Real Gross Domestic Product per capita
Real household spending per head
Median household income
Household net wealth(i.e value of assets minus liabilities)
Unemployment rate and the employment rate
Financial situation of households and their feeling of security
What is median incomes?
It is the income of the middle household if all are ranked from lowest income to the highest.
What is a household’s income made up of?
All its earnings and investment income(including private pensions),plus cash benefits received from the state,minus direct taxes such as Income Tax and Council Tax.
What does subjective happiness refer to?
To ‘self-reported’ levels of happiness with one’s life, usually determined using questionnaires.

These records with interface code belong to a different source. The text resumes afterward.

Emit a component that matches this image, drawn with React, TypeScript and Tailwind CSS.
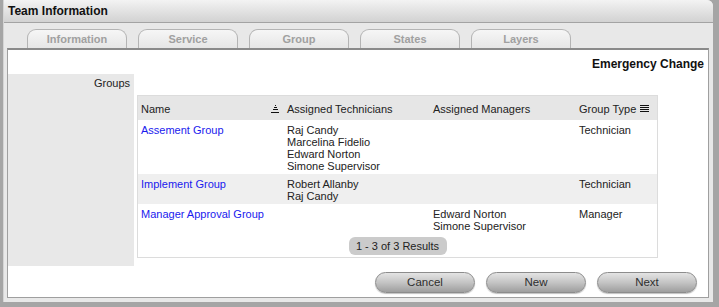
const tabs = ['Information', 'Service', 'Group', 'States', 'Layers']

const rows = [
  { name: 'Assement Group', techs: ['Raj Candy', 'Marcelina Fidelio', 'Edward Norton', 'Simone Supervisor'], managers: [], type: 'Technician', bg: 'bg-white' },
  { name: 'Implement Group', techs: ['Robert Allanby', 'Raj Candy'], managers: [], type: 'Technician', bg: 'bg-[#efefef]' },
  { name: 'Manager Approval Group', techs: [], managers: ['Edward Norton', 'Simone Supervisor'], type: 'Manager', bg: 'bg-white' },
]

const SortIcon = () => (
  <svg width="8" height="8" viewBox="0 0 8 8" className="shrink-0" shapeRendering="crispEdges">
    <path d="M3.5 0.5h1M2.5 2.5h3M1.5 4.5h5M0 7.5h8" stroke="#111" strokeWidth="1" fill="none" />
  </svg>
)

const ColsIcon = () => (
  <svg width="9" height="8" viewBox="0 0 9 8" className="shrink-0" shapeRendering="crispEdges">
    <path d="M0 0.5h9M0 2.5h9M0 4.5h9M0 6.5h9" stroke="#111" strokeWidth="1" fill="none" />
  </svg>
)

const Button = ({ label }: { label: string }) => (
  <button className="w-[100px] h-[21px] rounded-full border border-[#8c8c8c] bg-gradient-to-b from-[#e4e4e4] via-[#c4c4c4] to-[#9e9e9e] text-[11.5px] text-[#2e2e2e] shadow-[0_1px_1px_rgba(0,0,0,0.25)]">
    {label}
  </button>
)

export default function App() {
  return (
    <div className="w-[719px] h-[307px] bg-[#a5a5a5] pl-[3px] pr-[6px] pb-[5px] font-['Liberation_Sans',Arial,sans-serif] text-[#222]">
      <div className="h-full bg-[#e8e8e8] rounded-tr-[6px] border-l border-[#d4d4d4] flex flex-col">
        <div className="h-[23px] shrink-0 bg-gradient-to-b from-[#f3f3f3] to-[#d2d2d2] border-b border-[#a3a3a3] rounded-tr-[6px] px-[4px] flex items-center text-[12px] font-bold text-[#111]">
          Team Information
        </div>

        <div className="h-[25px] shrink-0 pt-[6px] pl-[23px] flex gap-[11px]">
          {tabs.map((t) => (
            <div
              key={t}
              className="w-[100px] h-[19px] rounded-t-[9px] border border-b-0 border-[#b4b4b4] bg-gradient-to-b from-[#f6f6f6] to-[#e6e6e6] flex items-center justify-center pt-[1px] text-[11px] font-bold text-[#a0a0a0]"
            >
              {t}
            </div>
          ))}
        </div>

        <div className="flex-1 mx-[3px] mr-[4px] mb-[4px] bg-white border-t-2 border-t-[#8a8a8a] border-x border-b border-x-[#9f9f9f] border-b-[#9f9f9f] flex flex-col pt-[7px] pb-[4px]">
          <div className="h-[14px] flex items-center justify-end pr-[4px] text-[12px] font-bold text-[#111]">
            Emergency Change
          </div>

          <div className="mt-[3px] flex-1 flex">
            <div className="w-[126px] bg-[#e8e8e8] text-right pr-[4px] pt-[3px] text-[11px] leading-[12px]">Groups</div>
            <div className="ml-[3px] pt-[21px] pb-[7px]">
              <div className="w-[521px] border border-[#dcdcdc] text-[11px] leading-[12px]">
                <div className="h-[24px] bg-[#e6e6e6] flex items-center pt-[2px]">
                  <div className="w-[146px] pl-[3px] pr-[5px] flex items-center justify-between">
                    <span>Name</span>
                    <SortIcon />
                  </div>
                  <div className="w-[146px] pl-[3px]">Assigned Technicians</div>
                  <div className="w-[146px] pl-[3px]">Assigned Managers</div>
                  <div className="flex-1 pl-[3px] pr-[8px] flex items-center justify-between">
                    <span>Group Type</span>
                    <ColsIcon />
                  </div>
                </div>

                {rows.map((r) => (
                  <div key={r.name} className={`${r.bg} flex pt-[4px] pb-[2px]`}>
                    <div className="w-[146px] pl-[3px] text-[#1a1aee]">{r.name}</div>
                    <div className="w-[146px] pl-[3px] flex flex-col">
                      {r.techs.map((n) => (
                        <span key={n}>{n}</span>
                      ))}
                    </div>
                    <div className="w-[146px] pl-[3px] flex flex-col">
                      {r.managers.map((n) => (
                        <span key={n}>{n}</span>
                      ))}
                    </div>
                    <div className="flex-1 pl-[3px]">{r.type}</div>
                  </div>
                ))}

                <div className="flex justify-center pt-[3px] pb-[2px]">
                  <div className="w-[98px] h-[18px] rounded-[6px] bg-[#cbcbcb] flex items-center justify-center">
                    1 - 3 of 3 Results
                  </div>
                </div>
              </div>
            </div>
          </div>

          <div className="mt-[6px] flex justify-end gap-[11px] pr-[11px]">
            <Button label="Cancel" />
            <Button label="New" />
            <Button label="Next" />
          </div>
        </div>
      </div>
    </div>
  )
}
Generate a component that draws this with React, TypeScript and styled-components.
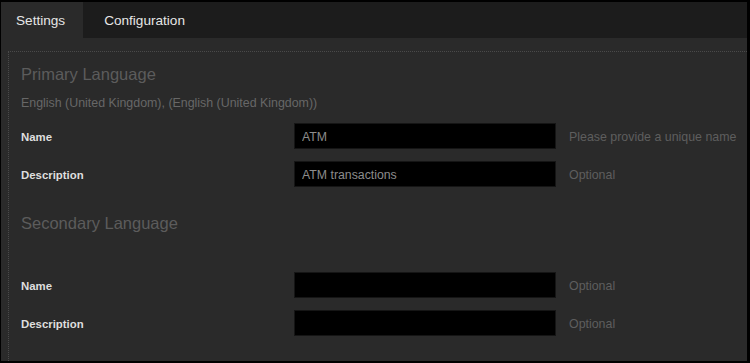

What does measuring subjective happiness usually involve?
Involves considering emotions, rather than asking about material well-being(i.e possessions,income,health,etc).
What is the Easterlin Paradox?
People believe that more money will make them happier than it actually does.
The Easterlin Paradox
Associated with US economist,Richard Easterlin.
It concerns whether we are happier and more contended as our real living standards improve.
Within a society,richer people tend to be happier than poor people.
As countries tend to get richer, they do not inevitable get happier
What does Richard Easterlin argue how life satisfaction rises?
It rises with average incomes but only up to a point.
Beyond that marginal gain in happiness declines.